— Begin —

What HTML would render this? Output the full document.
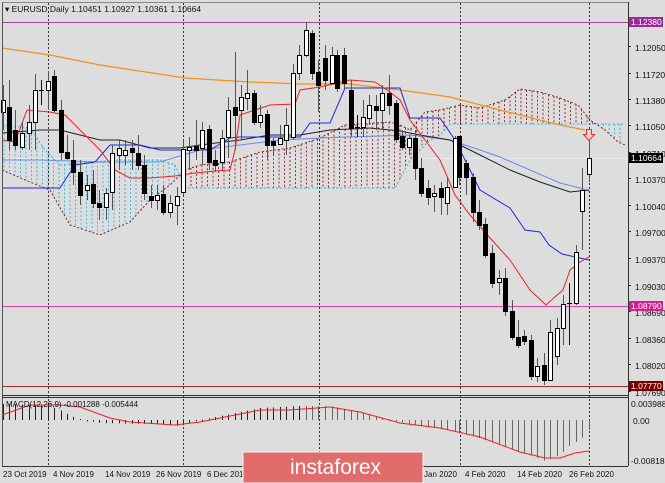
<!DOCTYPE html>
<html><head><meta charset="utf-8"><style>
html,body{margin:0;padding:0;background:#dddddd;width:665px;height:483px;overflow:hidden}
svg{display:block}
text{font-family:"Liberation Sans",sans-serif;font-size:9px;fill:#111}
</style></head><body>
<svg id="s" width="665" height="483" xmlns="http://www.w3.org/2000/svg">
<rect width="665" height="483" fill="#dddddd"/>
<g id="g"></g>
<line x1="2" y1="2.5" x2="628" y2="2.5" stroke="#888" stroke-width="1"/>
<line x1="2.5" y1="2" x2="2.5" y2="466" stroke="#555"/>
<line x1="628.5" y1="2" x2="628.5" y2="466" stroke="#333"/>
<line x1="2" y1="395.5" x2="628" y2="395.5" stroke="#333"/>
<line x1="2" y1="397.5" x2="628" y2="397.5" stroke="#333"/>
<line x1="2" y1="466.5" x2="628" y2="466.5" stroke="#333"/>
<text x="5" y="12" style="font-size:8.5px">▾ EURUSD,Daily  1.10451 1.10927 1.10361 1.10664</text>
<g id="ax"></g>
<rect x="629" y="17" width="34" height="10" fill="#9a2a9a"/><text x="631" y="25" style="fill:#fff;font-size:8.5px">1.12380</text>
<rect x="629" y="153" width="34" height="10" fill="#000"/><text x="631" y="161" style="fill:#fff;font-size:8.5px">1.10664</text>
<rect x="629" y="301" width="34" height="10" fill="#d0208f"/><text x="631" y="309" style="fill:#fff;font-size:8.5px">1.08790</text>
<rect x="629" y="381" width="34" height="10" fill="#7a0000"/><text x="631" y="389" style="fill:#fff;font-size:8.5px">1.07770</text>
<text x="631" y="407" style="font-size:8.5px">0.003988</text>
<text x="633" y="424" style="font-size:8.5px">0.00</text>
<text x="631" y="464" style="font-size:8.5px">-0.00818</text>
<text x="6" y="407" style="font-size:8px">MACD(12,26,9) -0.001288 -0.005444</text>
<g id="dates"></g>
<rect x="243" y="452" width="180" height="31" fill="#e26c6c" stroke="#f4f4f4" stroke-width="1"/>
<text x="290" y="474" style="font-size:21px;fill:#fff">instaforex</text>
</svg>
<script>
var NS="http://www.w3.org/2000/svg",g=document.getElementById('g');
function el(t,a,p){var e=document.createElementNS(NS,t);for(var k in a)e.setAttribute(k,a[k]);(p||g).appendChild(e);return e;}
function pl(pts,st,w,da){el('polyline',{points:pts.map(p=>p.join(',')).join(' '),fill:'none',stroke:st,'stroke-width':w||1,'stroke-dasharray':da||''});}
function interp(pts,x){for(var i=0;i<pts.length-1;i++){if(x>=pts[i][0]&&x<=pts[i+1][0]){var t=(x-pts[i][0])/(pts[i+1][0]-pts[i][0]||1);return pts[i][1]+t*(pts[i+1][1]-pts[i][1]);}}return null;}
el('line',{x1:2,y1:22.5,x2:628,y2:22.5,stroke:'#a040a8'});
el('line',{x1:2,y1:158.5,x2:628,y2:158.5,stroke:'#ececf4'});
el('line',{x1:2,y1:306.5,x2:628,y2:306.5,stroke:'#e040a8'});
el('line',{x1:2,y1:386.5,x2:628,y2:386.5,stroke:'#a03030'});
[48,183,319,460,589].forEach(x=>el('line',{x1:x+.5,y1:3,x2:x+.5,y2:466,stroke:'#333','stroke-dasharray':'2,2'}));
var cA=[[2,125],[30,128],[45,150],[60,165],[90,162],[120,160],[160,160],[175,165],[185,188],[260,188],[330,188],[395,188],[410,160],[430,140],[440,135],[450,124],[625,124]];
var cB=[[2,170],[30,182],[50,190],[70,225],[100,235],[130,222],[150,200],[170,185],[185,170],[200,165],[230,162],[260,152],[290,148],[320,138],[345,125],[390,122],[400,125],[410,130],[425,112],[440,110],[460,105],[480,108],[505,100],[520,89],[540,92],[560,98],[578,105],[590,120],[605,130],[618,142],[625,145]];
for(var x=4;x<626;x+=5.5){var a=interp(cA,x),b=interp(cB,x);if(a==null||b==null)continue;var col=(b>a)?'#28b8e8':'#8b2020';el('line',{x1:x,y1:Math.min(a,b),x2:x,y2:Math.max(a,b),stroke:col,'stroke-dasharray':'2,2','stroke-width':0.9});}
pl(cA,'#28b8e8',1,'2,2');pl(cB,'#8b2020',1,'2,2');
pl([[2,48],[50,55],[100,65],[185,78],[250,82],[300,84],[350,84],[400,90],[450,97],[500,110],[560,125],[585,130]],'#f5901a',1.3);
pl([[2,160],[40,160],[100,162],[160,162],[200,150],[240,145],[280,140],[320,138],[345,137],[380,136],[410,135],[450,140],[480,150],[500,157],[530,170],[560,183],[580,188],[589,191]],'#6a8af0',1);
pl([[2,133],[40,130],[60,130],[80,135],[100,140],[120,140],[150,148],[180,148],[200,145],[240,140],[270,135],[300,135],[330,130],[370,128],[400,131],[420,135],[450,140],[480,155],[510,170],[540,182],[570,192],[589,190]],'#222',1);
pl([[2,188],[60,188],[65,180],[75,165],[95,162],[110,145],[140,145],[160,150],[210,150],[230,138],[240,137],[300,137],[310,123],[330,123],[345,88],[400,88],[410,118],[440,118],[455,140],[480,190],[510,208],[525,230],[540,232],[549,245],[562,254],[580,258],[589,260]],'#1a2ae8',1);
pl([[2,140],[15,142],[27,110],[50,112],[65,115],[100,150],[115,170],[130,178],[150,178],[175,176],[195,173],[215,171],[230,170],[235,150],[240,115],[270,105],[295,104],[300,90],[320,87],[350,80],[375,82],[390,92],[400,100],[410,120],[425,140],[440,160],[455,195],[470,215],[490,238],[510,260],[530,290],[546,305],[556,296],[563,290],[570,270],[580,262],[589,257]],'#f02020',1);
var C=[[3,1,100,112,85,130],[9,0,107,140,80,150],[15,0,130,145,110,150],[22,1,133,147,122,150],[29,1,122,133,105,150],[35,1,90,122,74,150],[41,2,90,91,80,105],[48,1,81,90,71,110],[54,0,76,110,70,112],[61,0,110,152,100,160],[67,0,152,158,135,160],[73,0,160,172,140,185],[80,0,172,195,160,205],[87,1,185,190,175,200],[93,0,184,203,170,208],[99,0,203,207,190,220],[106,1,193,207,188,220],[112,1,153,192,145,210],[119,1,148,155,140,170],[125,1,150,155,140,165],[132,0,148,152,140,170],[138,0,153,165,135,170],[144,0,165,193,155,200],[151,0,196,200,185,208],[157,1,195,200,185,210],[163,0,194,212,185,215],[170,1,203,212,195,218],[177,1,196,205,187,225],[183,1,149,192,140,195],[189,1,147,150,137,170],[196,0,146,150,120,160],[202,1,130,148,122,165],[209,0,129,162,125,170],[215,0,160,165,150,172],[222,1,138,162,130,170],[228,1,110,137,97,158],[235,0,107,115,52,150],[241,1,97,110,85,140],[247,1,93,98,70,110],[254,0,93,122,90,125],[260,1,115,122,105,128],[267,0,114,145,110,160],[273,0,141,145,138,155],[280,1,138,144,125,145],[286,1,125,140,108,155],[293,1,73,137,64,140],[299,1,55,73,45,80],[306,1,30,55,22,57],[312,0,33,73,30,80],[318,0,72,85,60,112],[325,0,58,80,45,90],[332,1,55,83,47,85],[337,0,55,88,50,92],[344,0,55,83,48,90],[351,0,90,128,80,137],[357,2,127,128,115,137],[363,1,117,127,100,137],[369,1,105,118,95,125],[376,0,106,110,95,130],[382,1,93,110,85,130],[389,0,93,105,75,115],[396,0,103,139,100,143],[402,0,136,147,130,150],[409,1,138,147,135,155],[415,0,138,168,130,180],[421,0,168,193,158,197],[428,0,188,197,180,205],[434,1,193,196,185,212],[441,0,188,197,182,215],[447,1,187,203,178,215],[455,1,138,187,136,188],[459,0,136,177,136,185],[466,0,163,177,160,195],[473,0,177,212,173,222],[479,0,212,225,200,230],[485,0,224,255,218,258],[492,0,253,283,245,288],[499,1,278,282,270,295],[505,0,278,311,268,316],[512,0,311,337,300,340],[518,0,337,345,320,348],[524,0,336,341,330,345],[531,0,340,376,335,380],[537,1,366,376,358,382],[544,0,365,380,353,385],[550,1,332,380,320,380],[557,1,328,356,318,365],[563,1,304,328,295,345],[569,2,303,304,283,345],[576,1,252,303,245,305],[582,1,190,211,168,250],[589,1,158,174,135,182]];
C.forEach(c=>{var x=c[0];el('line',{x1:x+.5,y1:c[4],x2:x+.5,y2:c[5],stroke:c[1]==2?'#111':'#555'});
 if(c[1]==2)el('line',{x1:x-2,y1:c[2]+.5,x2:x+3,y2:c[2]+.5,stroke:'#000'});
 else el('rect',{x:x-1.5,y:c[2]+.5,width:4,height:Math.max(1,c[3]-c[2]),fill:c[1]?'#fff':'#000',stroke:'#000','stroke-width':1});});
el('path',{d:'M586.5 129.5 h5 v5 h3 l-5.5 6 l-5.5 -6 h3 z',fill:'#f4d0d0',stroke:'#e83030','stroke-width':1});
var H=[[3,404],[45,405],[60,410],[75,418],[85,420],[100,423],[150,424],[180,426],[200,420],[220,416],[240,412],[260,408],[300,406],[330,406],[360,412],[390,420],[420,426],[460,432],[500,445],[530,455],[545,461],[560,455],[570,445],[580,440],[589,430]];
C.forEach(c=>{var x=c[0],y=interp(H,x);if(y==null)return;el('line',{x1:x+.5,y1:Math.min(y,420),x2:x+.5,y2:Math.max(y,420)+(Math.abs(y-420)<1?1:0),stroke:x<300?'#222':'#666'});});
pl([[2,415],[30,405],[60,405],[80,407],[110,418],[130,422],[175,425],[200,422],[230,416],[260,410],[290,410],[330,407],[360,412],[400,423],[440,428],[480,437],[520,452],[545,458],[560,458],[575,453],[589,451]],'#f02020',1);
var ax=document.getElementById('ax');
[['1.12050',51],['1.11720',78],['1.11380',104],['1.11050',130],['1.10710',157],['1.10370',183],['1.10040',210],['1.09700',236],['1.09370',263],['1.09030',290],['1.08690',316],['1.08360',343],['1.08020',369],['1.07690',396]].forEach(a=>{el('line',{x1:628,y1:a[1]-4.5,x2:631,y2:a[1]-4.5,stroke:'#333'},ax);var t=el('text',{x:635,y:a[1],style:'font-size:8.5px'},ax);t.textContent=a[0];});
var dg=document.getElementById('dates');
[['23 Oct 2019',3],['4 Nov 2019',53],['14 Nov 2019',105],['26 Nov 2019',156],['6 Dec 2019',207],['Jan 2020',424],['4 Feb 2020',465],['14 Feb 2020',517],['26 Feb 2020',569]].forEach(a=>{var t=el('text',{x:a[1],y:477,style:'font-size:8px'},dg);t.textContent=a[0];});
</script>
</body></html>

— End —

* [Aim of the exercise] Every line in the data that holds "document" should be copied out.

* [Correct answer]
What HTML would render this? Output the full document.
var NS="http://www.w3.org/2000/svg",g=document.getElementById('g');
function el(t,a,p){var e=document.createElementNS(NS,t);for(var k in a)e.setAttribute(k,a[k]);(p||g).appendChild(e);return e;}
var ax=document.getElementById('ax');
var dg=document.getElementById('dates');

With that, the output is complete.